= PROVIDED DATA =
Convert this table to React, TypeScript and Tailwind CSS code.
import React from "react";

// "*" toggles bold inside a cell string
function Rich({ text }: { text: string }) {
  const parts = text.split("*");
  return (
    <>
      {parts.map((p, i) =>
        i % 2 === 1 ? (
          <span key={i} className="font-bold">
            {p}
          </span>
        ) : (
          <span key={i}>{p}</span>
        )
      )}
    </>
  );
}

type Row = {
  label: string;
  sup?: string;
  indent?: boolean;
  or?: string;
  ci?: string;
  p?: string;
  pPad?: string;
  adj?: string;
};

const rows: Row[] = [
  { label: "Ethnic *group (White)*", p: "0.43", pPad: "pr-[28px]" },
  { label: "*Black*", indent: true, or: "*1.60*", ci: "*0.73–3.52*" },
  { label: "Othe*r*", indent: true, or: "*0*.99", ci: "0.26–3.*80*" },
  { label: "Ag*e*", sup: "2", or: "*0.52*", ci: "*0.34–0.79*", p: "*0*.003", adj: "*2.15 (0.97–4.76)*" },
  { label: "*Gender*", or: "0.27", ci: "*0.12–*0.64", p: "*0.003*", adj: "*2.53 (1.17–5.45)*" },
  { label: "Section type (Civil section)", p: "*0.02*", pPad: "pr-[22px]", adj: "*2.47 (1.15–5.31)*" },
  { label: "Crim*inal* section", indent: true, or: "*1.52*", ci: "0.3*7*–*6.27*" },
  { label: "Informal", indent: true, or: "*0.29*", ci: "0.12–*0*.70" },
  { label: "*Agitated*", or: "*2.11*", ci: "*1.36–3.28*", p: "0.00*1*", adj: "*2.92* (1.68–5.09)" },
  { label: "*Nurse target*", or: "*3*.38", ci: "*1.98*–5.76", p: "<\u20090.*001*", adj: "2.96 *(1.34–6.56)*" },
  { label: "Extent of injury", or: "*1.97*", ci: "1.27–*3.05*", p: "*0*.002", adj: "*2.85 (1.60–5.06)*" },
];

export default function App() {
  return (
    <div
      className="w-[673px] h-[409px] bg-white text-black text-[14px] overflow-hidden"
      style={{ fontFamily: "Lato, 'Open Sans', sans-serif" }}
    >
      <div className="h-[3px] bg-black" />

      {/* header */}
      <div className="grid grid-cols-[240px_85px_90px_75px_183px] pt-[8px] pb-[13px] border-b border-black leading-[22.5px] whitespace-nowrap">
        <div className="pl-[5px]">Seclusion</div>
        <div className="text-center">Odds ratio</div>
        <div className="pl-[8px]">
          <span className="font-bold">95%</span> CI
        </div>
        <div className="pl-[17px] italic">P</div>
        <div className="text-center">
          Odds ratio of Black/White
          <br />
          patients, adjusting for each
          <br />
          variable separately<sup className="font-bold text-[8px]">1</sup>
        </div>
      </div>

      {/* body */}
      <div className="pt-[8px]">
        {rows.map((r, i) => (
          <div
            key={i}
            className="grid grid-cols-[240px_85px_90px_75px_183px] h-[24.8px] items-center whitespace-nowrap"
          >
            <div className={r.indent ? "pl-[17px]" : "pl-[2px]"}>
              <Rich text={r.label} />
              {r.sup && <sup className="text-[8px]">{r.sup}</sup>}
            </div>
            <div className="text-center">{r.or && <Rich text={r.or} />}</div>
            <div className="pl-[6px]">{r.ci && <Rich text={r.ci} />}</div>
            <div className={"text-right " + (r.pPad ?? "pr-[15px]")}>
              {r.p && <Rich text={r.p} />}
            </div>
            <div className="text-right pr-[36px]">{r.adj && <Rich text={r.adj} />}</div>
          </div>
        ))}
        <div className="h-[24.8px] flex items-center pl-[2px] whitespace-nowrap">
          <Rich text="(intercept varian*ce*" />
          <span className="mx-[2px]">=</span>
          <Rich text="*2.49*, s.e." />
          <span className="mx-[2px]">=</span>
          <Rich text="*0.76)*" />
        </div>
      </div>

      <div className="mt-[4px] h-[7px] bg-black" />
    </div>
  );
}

= WHAT YOU HAVE TO DO =
Extract all of the material exactly as it is written.

= RESULT FOR THIS TASK =
Convert this table to React, TypeScript and Tailwind CSS code.
import React from "react";

// "*" toggles bold inside a cell string
function Rich({ text }: { text: string }) {
  const parts = text.split("*");
  return (
    <>
      {parts.map((p, i) =>
        i % 2 === 1 ? (
          <span key={i} className="font-bold">
            {p}
          </span>
        ) : (
          <span key={i}>{p}</span>
        )
      )}
    </>
  );
}

type Row = {
  label: string;
  sup?: string;
  indent?: boolean;
  or?: string;
  ci?: string;
  p?: string;
  pPad?: string;
  adj?: string;
};

const rows: Row[] = [
  { label: "Ethnic *group (White)*", p: "0.43", pPad: "pr-[28px]" },
  { label: "*Black*", indent: true, or: "*1.60*", ci: "*0.73–3.52*" },
  { label: "Othe*r*", indent: true, or: "*0*.99", ci: "0.26–3.*80*" },
  { label: "Ag*e*", sup: "2", or: "*0.52*", ci: "*0.34–0.79*", p: "*0*.003", adj: "*2.15 (0.97–4.76)*" },
  { label: "*Gender*", or: "0.27", ci: "*0.12–*0.64", p: "*0.003*", adj: "*2.53 (1.17–5.45)*" },
  { label: "Section type (Civil section)", p: "*0.02*", pPad: "pr-[22px]", adj: "*2.47 (1.15–5.31)*" },
  { label: "Crim*inal* section", indent: true, or: "*1.52*", ci: "0.3*7*–*6.27*" },
  { label: "Informal", indent: true, or: "*0.29*", ci: "0.12–*0*.70" },
  { label: "*Agitated*", or: "*2.11*", ci: "*1.36–3.28*", p: "0.00*1*", adj: "*2.92* (1.68–5.09)" },
  { label: "*Nurse target*", or: "*3*.38", ci: "*1.98*–5.76", p: "<\u20090.*001*", adj: "2.96 *(1.34–6.56)*" },
  { label: "Extent of injury", or: "*1.97*", ci: "1.27–*3.05*", p: "*0*.002", adj: "*2.85 (1.60–5.06)*" },
];

export default function App() {
  return (
    <div
      className="w-[673px] h-[409px] bg-white text-black text-[14px] overflow-hidden"
      style={{ fontFamily: "Lato, 'Open Sans', sans-serif" }}
    >
      <div className="h-[3px] bg-black" />

      {/* header */}
      <div className="grid grid-cols-[240px_85px_90px_75px_183px] pt-[8px] pb-[13px] border-b border-black leading-[22.5px] whitespace-nowrap">
        <div className="pl-[5px]">Seclusion</div>
        <div className="text-center">Odds ratio</div>
        <div className="pl-[8px]">
          <span className="font-bold">95%</span> CI
        </div>
        <div className="pl-[17px] italic">P</div>
        <div className="text-center">
          Odds ratio of Black/White
          <br />
          patients, adjusting for each
          <br />
          variable separately<sup className="font-bold text-[8px]">1</sup>
        </div>
      </div>

      {/* body */}
      <div className="pt-[8px]">
        {rows.map((r, i) => (
          <div
            key={i}
            className="grid grid-cols-[240px_85px_90px_75px_183px] h-[24.8px] items-center whitespace-nowrap"
          >
            <div className={r.indent ? "pl-[17px]" : "pl-[2px]"}>
              <Rich text={r.label} />
              {r.sup && <sup className="text-[8px]">{r.sup}</sup>}
            </div>
            <div className="text-center">{r.or && <Rich text={r.or} />}</div>
            <div className="pl-[6px]">{r.ci && <Rich text={r.ci} />}</div>
            <div className={"text-right " + (r.pPad ?? "pr-[15px]")}>
              {r.p && <Rich text={r.p} />}
            </div>
            <div className="text-right pr-[36px]">{r.adj && <Rich text={r.adj} />}</div>
          </div>
        ))}
        <div className="h-[24.8px] flex items-center pl-[2px] whitespace-nowrap">
          <Rich text="(intercept varian*ce*" />
          <span className="mx-[2px]">=</span>
          <Rich text="*2.49*, s.e." />
          <span className="mx-[2px]">=</span>
          <Rich text="*0.76)*" />
        </div>
      </div>

      <div className="mt-[4px] h-[7px] bg-black" />
    </div>
  );
}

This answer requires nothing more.